> [TASK]
Copy verbatim the material from its first line to the line that holds "FaDollarSign, FaMapMarkerAlt, FaTimes", including that line.

> [INFORMATION SHOWN]

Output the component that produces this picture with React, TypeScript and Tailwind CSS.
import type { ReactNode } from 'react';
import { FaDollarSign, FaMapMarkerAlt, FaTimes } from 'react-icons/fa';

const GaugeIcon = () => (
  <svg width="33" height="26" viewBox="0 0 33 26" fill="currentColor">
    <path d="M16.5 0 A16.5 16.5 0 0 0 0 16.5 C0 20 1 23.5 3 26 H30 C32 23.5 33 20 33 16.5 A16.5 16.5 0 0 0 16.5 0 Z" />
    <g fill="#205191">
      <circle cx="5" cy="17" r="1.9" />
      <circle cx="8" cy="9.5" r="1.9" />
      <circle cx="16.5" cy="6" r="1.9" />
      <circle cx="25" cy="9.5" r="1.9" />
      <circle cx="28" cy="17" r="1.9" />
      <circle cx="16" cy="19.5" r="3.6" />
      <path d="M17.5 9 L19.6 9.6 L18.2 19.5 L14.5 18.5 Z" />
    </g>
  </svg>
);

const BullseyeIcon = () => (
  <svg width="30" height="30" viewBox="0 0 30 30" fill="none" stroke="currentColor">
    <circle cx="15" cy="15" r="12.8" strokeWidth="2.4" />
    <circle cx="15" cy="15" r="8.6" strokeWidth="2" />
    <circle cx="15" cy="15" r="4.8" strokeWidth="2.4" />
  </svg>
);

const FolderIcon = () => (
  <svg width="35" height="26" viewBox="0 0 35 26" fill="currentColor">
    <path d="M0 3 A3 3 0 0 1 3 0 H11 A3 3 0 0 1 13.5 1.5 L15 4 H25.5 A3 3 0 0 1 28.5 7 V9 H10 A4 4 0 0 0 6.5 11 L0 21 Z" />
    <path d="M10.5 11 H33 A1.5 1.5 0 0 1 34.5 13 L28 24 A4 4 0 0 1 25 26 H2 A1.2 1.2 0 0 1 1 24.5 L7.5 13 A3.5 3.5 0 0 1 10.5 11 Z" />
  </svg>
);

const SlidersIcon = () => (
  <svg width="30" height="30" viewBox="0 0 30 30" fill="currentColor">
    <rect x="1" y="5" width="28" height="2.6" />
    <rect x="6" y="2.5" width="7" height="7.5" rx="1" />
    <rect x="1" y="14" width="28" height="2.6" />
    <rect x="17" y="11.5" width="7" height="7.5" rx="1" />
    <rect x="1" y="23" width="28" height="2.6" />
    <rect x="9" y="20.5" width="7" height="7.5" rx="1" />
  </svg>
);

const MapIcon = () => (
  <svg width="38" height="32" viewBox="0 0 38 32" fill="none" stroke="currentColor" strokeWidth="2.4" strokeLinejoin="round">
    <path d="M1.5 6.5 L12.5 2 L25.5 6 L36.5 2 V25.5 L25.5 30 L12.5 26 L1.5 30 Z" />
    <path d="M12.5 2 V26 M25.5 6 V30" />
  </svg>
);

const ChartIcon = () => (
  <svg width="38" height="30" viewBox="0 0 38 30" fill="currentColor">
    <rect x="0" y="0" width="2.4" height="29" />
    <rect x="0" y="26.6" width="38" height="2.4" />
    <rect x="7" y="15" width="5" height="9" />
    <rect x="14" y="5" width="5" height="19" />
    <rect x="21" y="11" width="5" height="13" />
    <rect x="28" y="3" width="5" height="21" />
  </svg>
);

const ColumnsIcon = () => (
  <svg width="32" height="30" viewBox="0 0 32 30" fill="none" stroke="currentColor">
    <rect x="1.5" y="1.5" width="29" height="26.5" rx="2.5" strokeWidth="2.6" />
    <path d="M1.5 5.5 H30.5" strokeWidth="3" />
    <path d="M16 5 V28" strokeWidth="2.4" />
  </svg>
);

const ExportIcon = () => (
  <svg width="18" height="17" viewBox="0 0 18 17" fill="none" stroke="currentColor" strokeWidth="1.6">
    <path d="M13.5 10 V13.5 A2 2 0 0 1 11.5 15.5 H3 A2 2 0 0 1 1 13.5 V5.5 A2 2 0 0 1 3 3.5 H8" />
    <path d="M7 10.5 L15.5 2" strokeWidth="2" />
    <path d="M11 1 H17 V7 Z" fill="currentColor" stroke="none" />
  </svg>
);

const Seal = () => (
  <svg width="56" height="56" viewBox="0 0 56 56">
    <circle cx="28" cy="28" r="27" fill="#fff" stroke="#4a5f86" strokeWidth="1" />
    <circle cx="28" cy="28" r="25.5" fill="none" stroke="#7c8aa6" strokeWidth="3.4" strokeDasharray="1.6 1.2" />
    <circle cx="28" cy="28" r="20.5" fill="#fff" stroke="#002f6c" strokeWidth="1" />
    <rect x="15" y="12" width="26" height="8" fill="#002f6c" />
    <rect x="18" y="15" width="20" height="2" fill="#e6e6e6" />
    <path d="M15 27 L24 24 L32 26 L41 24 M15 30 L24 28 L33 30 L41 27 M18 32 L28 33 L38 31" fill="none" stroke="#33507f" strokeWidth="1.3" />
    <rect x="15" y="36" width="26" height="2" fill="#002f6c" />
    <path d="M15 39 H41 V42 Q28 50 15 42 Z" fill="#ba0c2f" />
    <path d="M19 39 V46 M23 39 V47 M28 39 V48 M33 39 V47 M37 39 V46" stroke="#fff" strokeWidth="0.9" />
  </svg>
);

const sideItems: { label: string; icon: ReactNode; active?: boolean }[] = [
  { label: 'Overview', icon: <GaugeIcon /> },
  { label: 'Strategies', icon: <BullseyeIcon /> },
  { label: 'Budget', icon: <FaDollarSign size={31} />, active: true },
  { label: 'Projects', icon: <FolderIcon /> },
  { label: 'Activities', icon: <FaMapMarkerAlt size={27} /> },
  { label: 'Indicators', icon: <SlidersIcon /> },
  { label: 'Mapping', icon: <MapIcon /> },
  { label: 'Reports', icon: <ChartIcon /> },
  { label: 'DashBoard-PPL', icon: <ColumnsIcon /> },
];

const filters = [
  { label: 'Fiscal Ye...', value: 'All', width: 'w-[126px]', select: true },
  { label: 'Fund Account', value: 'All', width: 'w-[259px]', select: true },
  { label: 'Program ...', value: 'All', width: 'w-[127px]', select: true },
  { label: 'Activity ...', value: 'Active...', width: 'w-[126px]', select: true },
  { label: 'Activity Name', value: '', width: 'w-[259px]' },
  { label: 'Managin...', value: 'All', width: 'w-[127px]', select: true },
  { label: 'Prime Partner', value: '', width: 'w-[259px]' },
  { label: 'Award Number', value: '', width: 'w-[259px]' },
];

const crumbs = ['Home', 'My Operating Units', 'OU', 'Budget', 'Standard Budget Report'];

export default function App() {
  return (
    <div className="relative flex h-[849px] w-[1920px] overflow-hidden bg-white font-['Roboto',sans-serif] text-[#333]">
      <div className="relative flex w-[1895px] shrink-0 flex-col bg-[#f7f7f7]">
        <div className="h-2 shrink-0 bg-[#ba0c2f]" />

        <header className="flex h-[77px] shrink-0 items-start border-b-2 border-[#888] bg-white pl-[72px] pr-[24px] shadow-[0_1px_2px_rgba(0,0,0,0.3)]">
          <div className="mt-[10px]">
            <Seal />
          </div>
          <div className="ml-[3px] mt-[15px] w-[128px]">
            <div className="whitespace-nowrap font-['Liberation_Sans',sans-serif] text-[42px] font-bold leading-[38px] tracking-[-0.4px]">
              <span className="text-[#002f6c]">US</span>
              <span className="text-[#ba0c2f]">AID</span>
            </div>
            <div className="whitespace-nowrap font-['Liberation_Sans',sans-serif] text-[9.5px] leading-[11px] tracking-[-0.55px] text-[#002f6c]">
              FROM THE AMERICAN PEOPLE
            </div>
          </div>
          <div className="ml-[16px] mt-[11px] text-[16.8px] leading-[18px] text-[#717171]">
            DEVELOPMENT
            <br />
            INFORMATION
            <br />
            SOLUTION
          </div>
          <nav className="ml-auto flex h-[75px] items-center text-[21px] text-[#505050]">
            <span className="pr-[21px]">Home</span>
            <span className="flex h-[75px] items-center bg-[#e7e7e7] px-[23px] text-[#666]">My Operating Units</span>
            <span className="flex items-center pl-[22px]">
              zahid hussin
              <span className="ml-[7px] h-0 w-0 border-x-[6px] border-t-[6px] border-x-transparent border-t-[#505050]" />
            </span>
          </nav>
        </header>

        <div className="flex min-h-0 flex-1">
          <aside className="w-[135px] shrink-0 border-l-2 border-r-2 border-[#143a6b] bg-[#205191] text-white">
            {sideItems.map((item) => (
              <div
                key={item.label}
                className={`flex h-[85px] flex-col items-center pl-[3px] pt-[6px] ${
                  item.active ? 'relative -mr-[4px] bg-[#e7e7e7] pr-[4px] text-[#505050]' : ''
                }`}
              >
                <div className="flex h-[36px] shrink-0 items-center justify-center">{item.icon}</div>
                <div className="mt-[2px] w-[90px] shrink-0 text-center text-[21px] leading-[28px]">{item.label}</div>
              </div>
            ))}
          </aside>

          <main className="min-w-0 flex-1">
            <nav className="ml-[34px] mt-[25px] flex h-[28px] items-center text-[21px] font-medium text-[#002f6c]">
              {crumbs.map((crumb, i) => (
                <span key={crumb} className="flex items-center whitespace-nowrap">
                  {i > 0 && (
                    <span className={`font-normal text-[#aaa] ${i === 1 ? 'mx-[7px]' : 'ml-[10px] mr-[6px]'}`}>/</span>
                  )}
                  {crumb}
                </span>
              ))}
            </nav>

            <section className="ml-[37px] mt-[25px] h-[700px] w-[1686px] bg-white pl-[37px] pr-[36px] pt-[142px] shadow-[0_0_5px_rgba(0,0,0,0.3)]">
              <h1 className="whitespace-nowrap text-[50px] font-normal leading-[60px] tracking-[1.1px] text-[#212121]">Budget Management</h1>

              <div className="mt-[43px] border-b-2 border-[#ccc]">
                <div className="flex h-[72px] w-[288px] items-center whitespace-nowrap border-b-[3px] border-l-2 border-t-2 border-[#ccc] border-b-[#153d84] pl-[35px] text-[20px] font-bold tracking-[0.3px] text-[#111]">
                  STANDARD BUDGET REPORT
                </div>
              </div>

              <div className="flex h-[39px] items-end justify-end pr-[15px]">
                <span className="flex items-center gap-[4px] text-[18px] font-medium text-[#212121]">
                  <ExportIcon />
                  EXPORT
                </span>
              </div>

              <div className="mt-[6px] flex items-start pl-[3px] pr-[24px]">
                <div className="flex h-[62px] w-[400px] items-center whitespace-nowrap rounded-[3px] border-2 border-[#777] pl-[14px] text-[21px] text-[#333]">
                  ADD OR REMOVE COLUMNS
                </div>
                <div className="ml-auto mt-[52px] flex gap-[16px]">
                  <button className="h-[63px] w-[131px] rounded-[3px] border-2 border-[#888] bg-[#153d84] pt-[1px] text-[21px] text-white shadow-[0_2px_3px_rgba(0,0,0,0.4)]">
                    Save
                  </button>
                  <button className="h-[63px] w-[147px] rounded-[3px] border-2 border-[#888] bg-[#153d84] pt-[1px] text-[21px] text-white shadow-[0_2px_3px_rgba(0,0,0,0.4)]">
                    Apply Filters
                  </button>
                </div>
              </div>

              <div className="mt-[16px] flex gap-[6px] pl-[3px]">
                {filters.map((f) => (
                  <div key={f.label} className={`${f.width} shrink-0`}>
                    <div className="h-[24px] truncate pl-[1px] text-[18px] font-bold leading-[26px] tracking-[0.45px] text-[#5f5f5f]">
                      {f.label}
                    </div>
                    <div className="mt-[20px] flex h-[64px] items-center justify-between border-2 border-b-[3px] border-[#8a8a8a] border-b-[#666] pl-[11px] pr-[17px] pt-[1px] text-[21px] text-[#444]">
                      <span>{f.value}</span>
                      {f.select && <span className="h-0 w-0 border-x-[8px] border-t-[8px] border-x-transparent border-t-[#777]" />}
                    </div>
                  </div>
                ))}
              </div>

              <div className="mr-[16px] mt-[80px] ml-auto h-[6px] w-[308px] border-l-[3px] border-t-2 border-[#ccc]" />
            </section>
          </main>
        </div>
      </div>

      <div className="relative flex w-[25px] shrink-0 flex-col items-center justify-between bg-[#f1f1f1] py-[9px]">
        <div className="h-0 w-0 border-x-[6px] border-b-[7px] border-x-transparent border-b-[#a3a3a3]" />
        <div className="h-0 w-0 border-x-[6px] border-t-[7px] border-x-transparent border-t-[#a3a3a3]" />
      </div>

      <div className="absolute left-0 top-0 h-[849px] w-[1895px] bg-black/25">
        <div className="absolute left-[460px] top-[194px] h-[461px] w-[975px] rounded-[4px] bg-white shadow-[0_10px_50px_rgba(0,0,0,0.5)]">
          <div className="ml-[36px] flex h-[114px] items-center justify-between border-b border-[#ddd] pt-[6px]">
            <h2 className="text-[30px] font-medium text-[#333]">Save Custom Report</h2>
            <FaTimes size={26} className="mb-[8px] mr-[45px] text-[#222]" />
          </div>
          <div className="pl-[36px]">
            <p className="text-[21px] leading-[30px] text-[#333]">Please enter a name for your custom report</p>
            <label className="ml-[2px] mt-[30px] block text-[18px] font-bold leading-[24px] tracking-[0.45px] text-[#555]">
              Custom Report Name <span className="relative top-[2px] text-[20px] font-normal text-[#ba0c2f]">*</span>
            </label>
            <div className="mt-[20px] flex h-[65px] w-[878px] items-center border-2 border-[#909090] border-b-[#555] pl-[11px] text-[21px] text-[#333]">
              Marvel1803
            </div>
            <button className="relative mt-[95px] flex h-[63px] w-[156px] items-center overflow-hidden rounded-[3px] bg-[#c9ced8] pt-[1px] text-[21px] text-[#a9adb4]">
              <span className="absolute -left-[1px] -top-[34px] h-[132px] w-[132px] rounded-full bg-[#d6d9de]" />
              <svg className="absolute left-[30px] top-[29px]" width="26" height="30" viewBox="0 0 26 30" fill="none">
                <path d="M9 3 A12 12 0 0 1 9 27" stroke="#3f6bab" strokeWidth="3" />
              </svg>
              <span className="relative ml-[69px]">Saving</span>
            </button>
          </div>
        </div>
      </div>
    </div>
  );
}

> [TASK RESPONSE]
Output the component that produces this picture with React, TypeScript and Tailwind CSS.
import type { ReactNode } from 'react';
import { FaDollarSign, FaMapMarkerAlt, FaTimes } from 'react-icons/fa';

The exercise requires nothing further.